EXERCISE REQUIREMENTS. Which lines hold the string "React"? Copy every one of them.
-- START OF RECORDED INFORMATION --
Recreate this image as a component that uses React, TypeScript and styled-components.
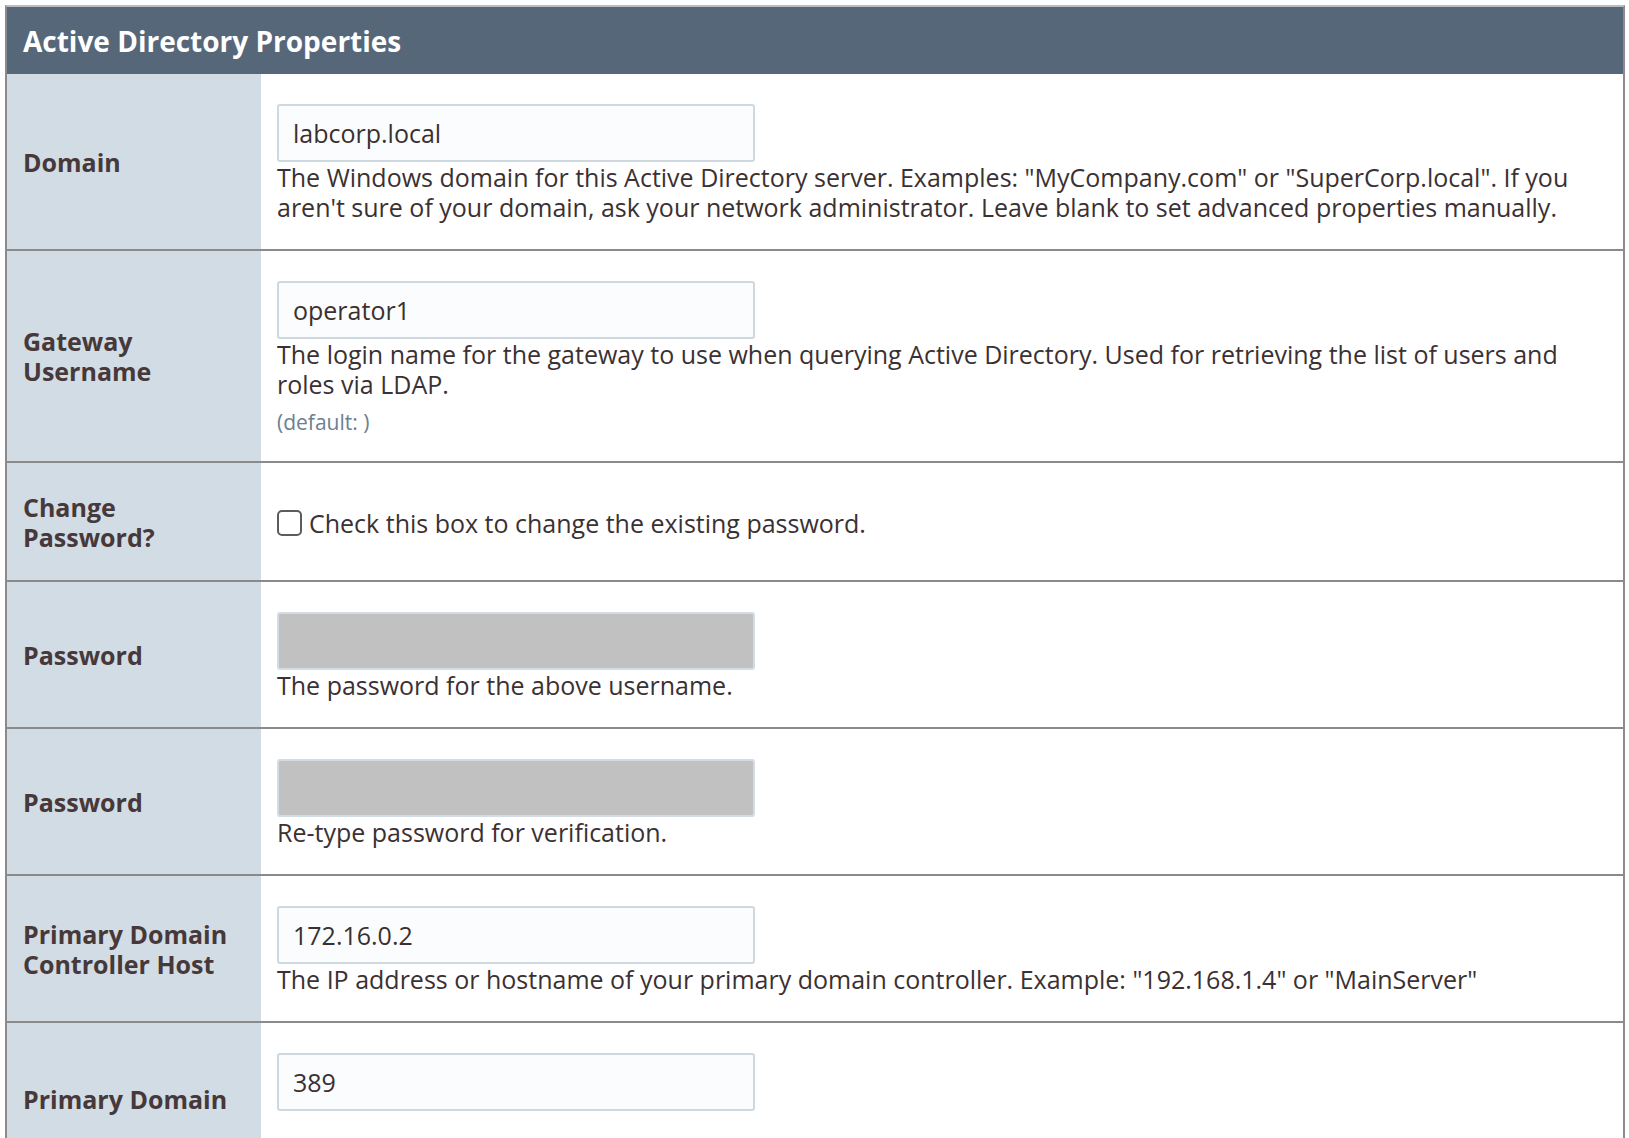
import React from "react";
import styled, { createGlobalStyle } from "styled-components";

const GlobalStyle = createGlobalStyle`
  html, body {
    margin: 0;
    padding: 0;
    background: #ffffff;
  }
  body {
    font-family: "Open Sans", "Noto Sans", sans-serif;
  }
`;

const Page = styled.div`
  padding: 5px 4px 0 5px;
`;

const Panel = styled.section`
  border: 2px solid #8b8b8b;
  border-top: 2px solid #b9bdc2;
  border-bottom: none;
`;

const Header = styled.h2`
  margin: 0;
  height: 67px;
  display: flex;
  align-items: center;
  padding: 0 16px;
  background: #56677a;
  color: #ffffff;
  font-family: "Open Sans", sans-serif;
  font-size: 28px;
  font-weight: 700;
`;

const Row = styled.div`
  display: grid;
  grid-template-columns: 254px 1fr;
  border-bottom: 2px solid #8a8a8a;
`;

const LabelCell = styled.div`
  display: flex;
  align-items: center;
  padding: 0 16px;
  background: #d1dce4;
  color: #47383a;
  font-size: 25px;
  font-weight: 700;
  line-height: 30px;
`;

const ContentCell = styled.div<{ $tail?: boolean }>`
  padding: 30px 24px ${(p) => (p.$tail ? "63px" : "27px")} 16px;
  background: #ffffff;
`;

const TextInput = styled.input<{ $disabled?: boolean }>`
  display: block;
  box-sizing: border-box;
  width: 478px;
  height: 58px;
  margin: 0;
  padding: 0 14px;
  border: 2px solid ${(p) => (p.$disabled ? "#d3dce4" : "#cdd8e1")};
  border-radius: 3px;
  background: ${(p) => (p.$disabled ? "#c1c1c1" : "#fbfcfd")};
  color: #3a3030;
  font-family: "Open Sans", sans-serif;
  font-size: 25px;
  outline: none;
`;

const Description = styled.div`
  color: #3b3132;
  font-size: 25px;
  line-height: 30px;
`;

const DefaultNote = styled.div`
  margin-top: 11px;
  color: #6c8093;
  font-size: 21px;
  line-height: 24px;
`;

const CheckLine = styled.label`
  display: flex;
  align-items: center;
  gap: 7px;
  margin: 15px 0;
  height: 30px;
  color: #3b3132;
  font-size: 25px;
  line-height: 30px;
`;

const CheckBox = styled.input`
  appearance: none;
  -webkit-appearance: none;
  box-sizing: border-box;
  width: 25px;
  height: 26px;
  margin: 0;
  border: 2px solid #5c5c5c;
  border-radius: 5px;
  background: #ffffff;
  flex: none;
`;

type Field =
  | { kind: "text"; label: string; value: string; desc?: string; note?: string }
  | { kind: "password"; label: string; desc: string }
  | { kind: "check"; label: string; desc: string };

const fields: Field[] = [
  {
    kind: "text",
    label: "Domain",
    value: "labcorp.local",
    desc:
      'The Windows domain for this Active Directory server. Examples: "MyCompany.com" or "SuperCorp.local". If you aren\'t sure of your domain, ask your network administrator. Leave blank to set advanced properties manually.',
  },
  {
    kind: "text",
    label: "Gateway Username",
    value: "operator1",
    desc:
      "The login name for the gateway to use when querying Active Directory. Used for retrieving the list of users and roles via LDAP.",
    note: "(default: )",
  },
  {
    kind: "check",
    label: "Change Password?",
    desc: "Check this box to change the existing password.",
  },
  {
    kind: "password",
    label: "Password",
    desc: "The password for the above username.",
  },
  {
    kind: "password",
    label: "Password",
    desc: "Re-type password for verification.",
  },
  {
    kind: "text",
    label: "Primary Domain Controller Host",
    value: "172.16.0.2",
    desc:
      'The IP address or hostname of your primary domain controller. Example: "192.168.1.4" or "MainServer"',
  },
  {
    kind: "text",
    label: "Primary Domain",
    value: "389",
  },
];

function FieldRow({ field }: { field: Field }) {
  const tail = field.kind === "text" && !field.desc;
  return (
    <Row>
      <LabelCell>{field.label}</LabelCell>
      <ContentCell $tail={tail}>
        {field.kind === "text" && (
          <>
            <TextInput type="text" defaultValue={field.value} />
            {field.desc && <Description>{field.desc}</Description>}
            {field.note && <DefaultNote>{field.note}</DefaultNote>}
          </>
        )}
        {field.kind === "password" && (
          <>
            <TextInput type="password" disabled $disabled />
            <Description>{field.desc}</Description>
          </>
        )}
        {field.kind === "check" && (
          <CheckLine>
            <CheckBox type="checkbox" />
            {field.desc}
          </CheckLine>
        )}
      </ContentCell>
    </Row>
  );
}

export default function App() {
  return (
    <Page>
      <GlobalStyle />
      <Panel>
        <Header>Active Directory Properties</Header>
        {fields.map((f, i) => (
          <FieldRow key={i} field={f} />
        ))}
      </Panel>
    </Page>
  );
}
-- END OF RECORDED INFORMATION --
SOLUTION.
Recreate this image as a component that uses React, TypeScript and styled-components.
import React from "react";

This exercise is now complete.